Taiwan's AOC plans Rs 7,000 LED TVs to storm India
Taiwan-based electronics goods major AOC International plans to do for India in LED televisions what Japanese-born Chinese brand Akai did in the old CRT televisions by making it significantly affordable for a mass market. Himani Chandna Gurtoo reports.business Updated: Jul 02, 2013 21:50 IST
Taiwan-based electronics goods major AOC International plans to do for India in LED televisions what Japanese-born Chinese brand Akai did in the old CRT televisions by making it significantly affordable for a mass market.
The $12-billion Hong Kong stock exchange listed company is looking to cash in on Indians' growing fondness for low-cost LEDs. On the cards are 24 warehouses and 20 branch offices across India and a R100-crore marketing blitz over the next six months.

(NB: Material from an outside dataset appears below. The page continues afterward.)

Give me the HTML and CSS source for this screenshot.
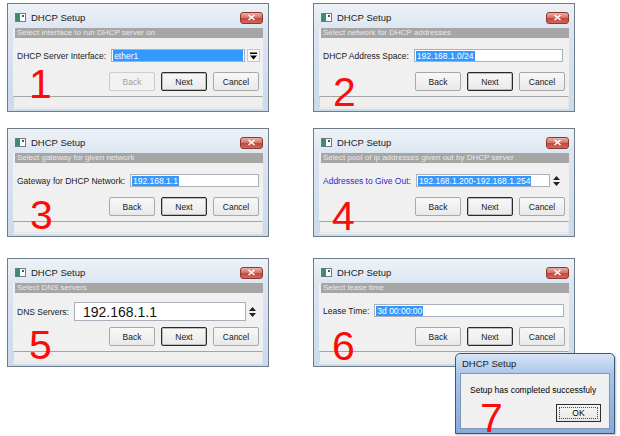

AOC offers the latest LED technology-based TVs starting as low as R7,000 whereas leading brands such as LG and Samsung sell the product with comparable specifications at more than twice the amount. However, Korean electronics giant LG also announced recently that India will be a manufacturing base for its low-end LED TVs and said these would be priced below R10,000.
AOC is eyeing India as one of the big-focus countries for the product.
The company has also chalked plans to achieve a turnover of R850 crore by the end of this year against R160 crore in the last calendar year.
"Growth in turnover will be driven by aggressive product marketing at selected geographies for which we have planned to spend R100 crore in the next 6 months," said Seema Bhatnagar, director, sales and marketing, India & SAARC countries, AOC.
The cathode ray tube (CRT) screen market, once a traditional favourite, has been moving fast towards LCD and LED TVs. CRT sets, which currently account for half of the TVs sold in India, saw volumes decline by 40% last year as flat panel sales moved up, industry estimates show.
Back in the nineties, Akai shook up the Indian TV market by betting on the transition from black and white TVs to colour TVs.
It also played an aggressive game in cut-price colour TVs, pricing below the psychologically crucial mark of R10, 000 and backing it up with enticing promotional offers and freebies.